Ready Player One Trivia

Brain Snacks: Tasty Tidbits of Knowledge

The hunt for Halliday's egg wasn't the only contest in Ready Player One. The book holds a hidden Easter egg for readers as well. In August 2012, after two months of competition, one reader who managed to find the Easter egg and clear three gates hidden online by Cline was awarded the grand prize: an actual Delorean, like from Back to the Future. Did you notice the hint during your read-through? (Source.)

The University of Massachusetts at Amherst also held an essay contest for incoming freshmen based on what they got out of the novel and how they relate its futuristic setting to our modern life. And to think we were stuck reading Anna Karenina. (Which we now know is awesome.) (Source.)
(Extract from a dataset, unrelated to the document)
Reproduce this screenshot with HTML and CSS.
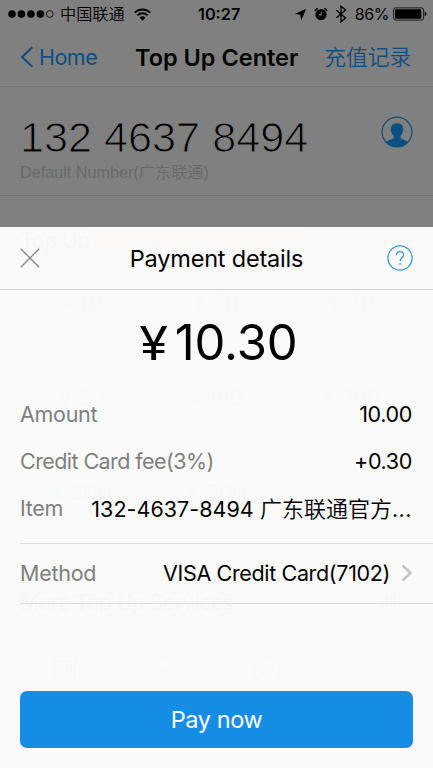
FILE: index.html
```
<!DOCTYPE html>
<html lang="en">
<head>
<meta charset="utf-8">
<meta name="viewport" content="width=device-width, initial-scale=1">
<title>Top Up Center</title>
<link rel="stylesheet" href="styles.css">
</head>
<body>
<div class="screen">
  <header class="status">
    <div class="status-left">
      <svg class="signal" width="46" height="10" viewBox="0 0 46 10"><circle cx="4" cy="5" r="3.8"/><circle cx="13.4" cy="5" r="3.8"/><circle cx="22.9" cy="5" r="3.8"/><circle cx="32.4" cy="5" r="3.8"/><circle cx="41.8" cy="5" r="3.4" fill="none" stroke="#000" stroke-width=".8"/></svg>
      <span class="carrier">中国联通</span>
      <svg class="wifi" width="17" height="13" viewBox="0 0 17 13" fill="none" stroke="#000" stroke-width="1.9"><path d="M.8 4.7a10.9 10.9 0 0 1 15.4 0M3.4 7.4a7.2 7.2 0 0 1 10.2 0"/><path d="M8.5 12.8 5.6 9.8a4.1 4.1 0 0 1 5.8 0z" fill="#000" stroke="none"/></svg>
    </div>
    <span class="clock">10:27</span>
    <div class="status-right">
      <svg class="arrow" width="13" height="13" viewBox="0 0 13 13"><path d="M12.2.8 7.2 12.2 6.3 6.8.8 6.1z"/></svg>
      <svg class="alarm" width="14" height="14" viewBox="0 0 14 14"><circle cx="7" cy="7.6" r="5.6"/><path d="M.8 3.9 3.6 1.2M13.2 3.9 10.4 1.2" stroke="#000" stroke-width="1.5"/><path d="M7.3 4.4v3.5H4.7" stroke="#808080" stroke-width="1.1" fill="none"/></svg>
      <svg class="bluetooth" width="12" height="18" viewBox="0 0 12 18" fill="none" stroke="#000" stroke-width="1.3"><path d="m1.2 4.9 9.4 8L6 16.8V1.2l4.6 3.9-9.4 8"/></svg>
      <span class="percent">86%</span>
      <svg class="battery" width="34" height="14" viewBox="0 0 34 14"><rect x=".6" y=".9" width="30" height="12.2" rx="2" fill="none" stroke="#000" stroke-width=".8"/><rect x="2" y="2.3" width="26.3" height="9.4" rx=".8"/><path d="M31.7 4.8q1.8.3 1.8 2.2t-1.8 2.2z"/></svg>
    </div>
  </header>
  <nav class="nav">
    <a class="back"><svg width="14" height="22" viewBox="0 0 14 22" fill="none" stroke="#0d4f80" stroke-width="2.1"><path d="M12.4 1.2 2 11l10.4 9.8"/></svg><span>Home</span></a>
    <h1>Top Up Center</h1>
    <a class="records">充值记录</a>
  </nav>
  <section class="number">
    <div>
      <div class="digits">132 4637 8494</div>
      <div class="default">Default Number(广东联通)</div>
    </div>
    <svg class="contact" width="32" height="32" viewBox="0 0 32 32"><circle cx="16" cy="16" r="14.9" fill="none" stroke="#0d4f80" stroke-width="1.2"/><path d="M16 7.3c-4.2 0-6.5 2.5-6.2 6.4.2 2.9 1.5 4.7 2.7 6 .4 2.4-.4 3.1-2.5 3.7-2.3.7-3.9 1.5-5.2 2.8Q9.4 31 16 31t11.2-4.8c-1.3-1.3-2.9-2.1-5.2-2.8-2.1-.6-2.9-1.3-2.5-3.7 1.2-1.3 2.5-3.1 2.7-6 .3-3.9-2-6.4-6.2-6.4z" fill="#0d4f80"/></svg>
  </section>
  <section class="topup">
    <div class="topup-head"><h2>Top Up</h2><div class="promo"></div></div>
    <div class="tiles">
      <div>¥ 10</div><div>¥ 20</div><div>¥ 30</div>
      <div>¥ 50</div><div>¥ 100</div><div>¥ 200</div>
      <div>¥ 300</div><div>¥ 500</div>
    </div>
  </section>
  <section class="services">
    <div class="services-head"><h2>More Top Up Services</h2><span>all</span></div>
    <div class="service-icons">
      <svg width="28" height="32" viewBox="0 0 28 32"><rect x="4" y="2" width="20" height="27"/><path d="M8 7h12v17H8zM12 11v9M16 11v9"/></svg>
      <svg width="28" height="32" viewBox="0 0 28 32"><path d="M8 6q6-8 12 0"/><circle cx="14" cy="16" r="12"/><path d="M11 16h6M14 13v6"/></svg>
      <svg width="28" height="32" viewBox="0 0 28 32"><path d="m14 1 12 7v15l-12 7-12-7V8z"/><path d="M8 16h12a6 6 0 1 0-2 5"/></svg>
      <svg class="coupon" width="32" height="32" viewBox="0 0 32 32"><path d="M2 6h28v7a3 3 0 0 0 0 6v7H2z"/><path d="m12 12 7 4-7 4z"/></svg>
    </div>
  </section>

  <main class="sheet">
    <header class="sheet-head">
      <svg class="close" width="20" height="20" viewBox="0 0 20 20" stroke="#858585" stroke-width="1.3"><path d="m.8.8 18.4 18.4M19.2.8.8 19.2"/></svg>
      <h2>Payment details</h2>
      <svg class="help" width="26" height="26" viewBox="0 0 26 26" fill="none" stroke="#3296e4" stroke-width="1.2"><circle cx="13" cy="13" r="12.1"/><path d="M9.4 10.2c0-2.3 1.5-3.6 3.6-3.6s3.6 1.3 3.6 3.2c0 3-3.5 3-3.5 6.2"/><circle cx="13.1" cy="18.9" r=".9" fill="#3296e4" stroke="none"/></svg>
    </header>
    <div class="total"><span class="yen">¥</span><span class="sum">10.30</span></div>
    <dl class="rows">
      <div><dt class="t-amount">Amount</dt><dd class="v-amount">10.00</dd></div>
      <div><dt class="t-fee">Credit Card fee(3%)</dt><dd class="v-fee">+0.30</dd></div>
      <div><dt class="t-item">Item</dt><dd class="v-item">132-4637-8494 <span class="shop">广东联通官方</span><span class="dots">...</span></dd></div>
    </dl>
    <div class="method"><span class="t-method">Method</span><span class="v-method">VISA Credit Card(7102)</span><svg width="12" height="18" viewBox="0 0 12 18" fill="none" stroke="#c3c3c8" stroke-width="2.5"><path d="m1.5 1.5 8 7.5-8 7.5"/></svg></div>
    <button class="pay"><span>Pay now</span></button>
  </main>
</div>
</body>
</html>
```
FILE: styles.css
```
* { box-sizing: border-box; margin: 0; padding: 0; }
body {
  background: #808080;
  font-family: Inter, "Noto Sans CJK SC", sans-serif;
  color: #000;
}
.screen { position: relative; width: 433px; height: 768px; overflow: hidden; background: #808080; }
svg { display: block; flex: none; }
h1, h2 { font-weight: 400; }
span, h1, h2, dt, dd, a { white-space: nowrap; }

.status { display: grid; grid-template-columns: 190px 43px 1fr; align-items: center; height: 28px; padding: 0 6px 0 8px; }
.status-left, .status-right { display: flex; align-items: center; }
.status-right { justify-content: flex-end; }
.carrier { margin-left: 6px; font: 350 16.2px "Noto Sans CJK SC", sans-serif; line-height: 26px; padding-bottom: 2px; }
.wifi { margin-left: 9px; }
.clock { font-size: 16.3px; font-weight: 600; }
.alarm { margin-left: 7px; }
.bluetooth { margin-left: 7px; }
.percent { margin-left: 8px; font-size: 16px; letter-spacing: -.4px; }
.battery { margin-left: 4px; }

.nav { display: grid; grid-template-columns: 115px 1fr 115px; align-items: center; height: 59px; padding: 0 22px 0 20px; border-bottom: 1px solid #767676; color: #0d4f80; }
.back { display: flex; align-items: center; gap: 5px; font-size: 21.5px; letter-spacing: -.5px; }
.nav h1 { color: #000; font-size: 23.5px; font-weight: 600; }
.records { justify-self: end; margin-right: 2px; padding-bottom: 4px; font: 350 21.8px "Noto Sans CJK SC", sans-serif; }

.number { display: flex; justify-content: space-between; height: 109px; padding: 26px 20px 0 20px; border-bottom: 1px solid #737373; }
.digits { font: 43.2px/48px "Liberation Sans", sans-serif; -webkit-text-stroke: 1.1px #808080; }
.default { font: 16.2px/22px "Liberation Sans", "Noto Sans CJK SC", sans-serif; font-weight: 350; color: #696969; }
.contact { margin-top: 3px; }

.topup { height: 384px; padding: 31px 20px 0; }
.topup-head { display: flex; align-items: center; height: 26px; }
.topup-head h2, .services h2 { font-size: 21px; font-weight: 500; letter-spacing: -.3px; }
.promo { width: 207px; height: 20px; margin-left: 5px; background: #a03c44; }
.tiles { display: grid; grid-template-columns: repeat(3, 123px); gap: 13.5px 12px; margin-top: 21px; }
.tiles div { height: 81px; border: 1px solid #5c5c5c; padding-top: 15px; text-align: center; font-size: 22px; color: #323c46; }
.services { padding: 10px 20px 0; }
.services h2 { letter-spacing: -.45px; }
.services-head { display: flex; justify-content: space-between; padding-right: 16px; }
.service-icons { display: grid; grid-template-columns: repeat(4, 1fr); justify-items: center; margin: 40px -5px 0; }
.service-icons svg { fill: none; stroke: #3c3c3c; stroke-width: 1.5; }
.service-icons .coupon { stroke: #8a7530; }

.sheet { position: absolute; left: 0; right: 0; bottom: 0; height: 541px; background: rgba(254, 254, 254, .97); }
.sheet-head { display: grid; grid-template-columns: 26px 1fr 26px; align-items: center; justify-items: center; height: 63px; padding: 0 20px; border-bottom: 1px solid #cfcfcf; }
.close { justify-self: start; }
.sheet-head h2 { font-size: 23.5px; letter-spacing: -.2px; }
.total { display: flex; justify-content: center; align-items: baseline; height: 100px; padding-left: 5px; line-height: 106px; font-size: 49px; }
.yen { margin-right: 9px; font-size: 46px; transform: scaleX(1.14); }
.sum { letter-spacing: -.2px; }
.rows > div { display: flex; justify-content: space-between; align-items: center; height: 47.5px; padding: 0 21px 0 20px; font-size: 21.5px; letter-spacing: -.3px; }
dt, .t-method { color: #808080; }
.rows dd { letter-spacing: -.35px; }
.rows .t-fee { letter-spacing: -.57px; }
.rows .v-item { letter-spacing: .04px; }
.shop { font: 350 22px/26px "Noto Sans CJK SC", sans-serif; letter-spacing: 0; }
.dots { letter-spacing: .5px; }
.rows > div:last-child { height: 47px; padding-bottom: 1px; }
.method { display: flex; align-items: center; height: 61px; margin: 11px 0 0 20px; padding: 0 20px 2px 0; border-top: 1px solid #dedede; border-bottom: 1px solid #dedede; font-size: 21.5px; }
.t-method { letter-spacing: -.25px; }
.v-method { margin-left: auto; letter-spacing: -.35px; }
.method svg { margin-left: 11px; }
.pay { display: block; width: 393px; height: 57px; margin: 87px 20px 0; border: 0; border-radius: 7px; background: #168de5; color: #fff; font: 23.5px Inter, sans-serif; letter-spacing: -.4px; }
```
Just to make sure every pop culture base is covered, Warner Bros purchased the film rights to Ready Player One before it was even published. Little is known about the movie at this time, but we're looking forward to seeing how they combine the book's dystopian reality and utopian virtual reality on film. (Source.)

Ready Player One was on numerous best books of 2011 lists from nerd havens like Wired and io9 to more mainstream sites like Amazon.com and Entertainment Weekly, showing that it's of interest to people of varying ages and levels of geekiness. Is it one of your new favorites? (Source.)

Wade and Aech talk about Swordquest, a series of Atari games in which players can win real-life treasures. This idea didn't die out in the '80s. In 2005, Majesco, publishers of the Xbox game Advent Rising, offered a $1,000,000 prize to players who could find a hidden Easter egg in the game. (Sound familiar?) This contest, like Swordquest, was also canceled. Talk about a rotten egg. (Source.)

The story behind Gregarious Simulation Systems' first game, Anorak's Quest, has roots in reality. Ken and Roberta Williams, founds of Sierra On-line, a gaming powerhouse of the '80s and '90s, got their start doing the same thing with their first game, Mystery House. They programmed the game at home, copied it to floppy disks, plopped them in plastic baggies, and voila! The first text adventure with graphics was born. (Source.)

Many current MMORPGs already follow OASIS's free-to-play (F2P), with no monthly fee, structure. Kotaku believes the subscription-based MMO is dead (time of death: 2012), and microtransactions will be the way of the future. (Source.)

The Copper, Jade, and Crystal quests are each set in places with multiple identical instances: 256, 512, 1028, respectively. These may seem like random numbers, but it all has to do with binary numbers and how data is stored. Your 500GB hard-drive is actually 512GB. (Source.)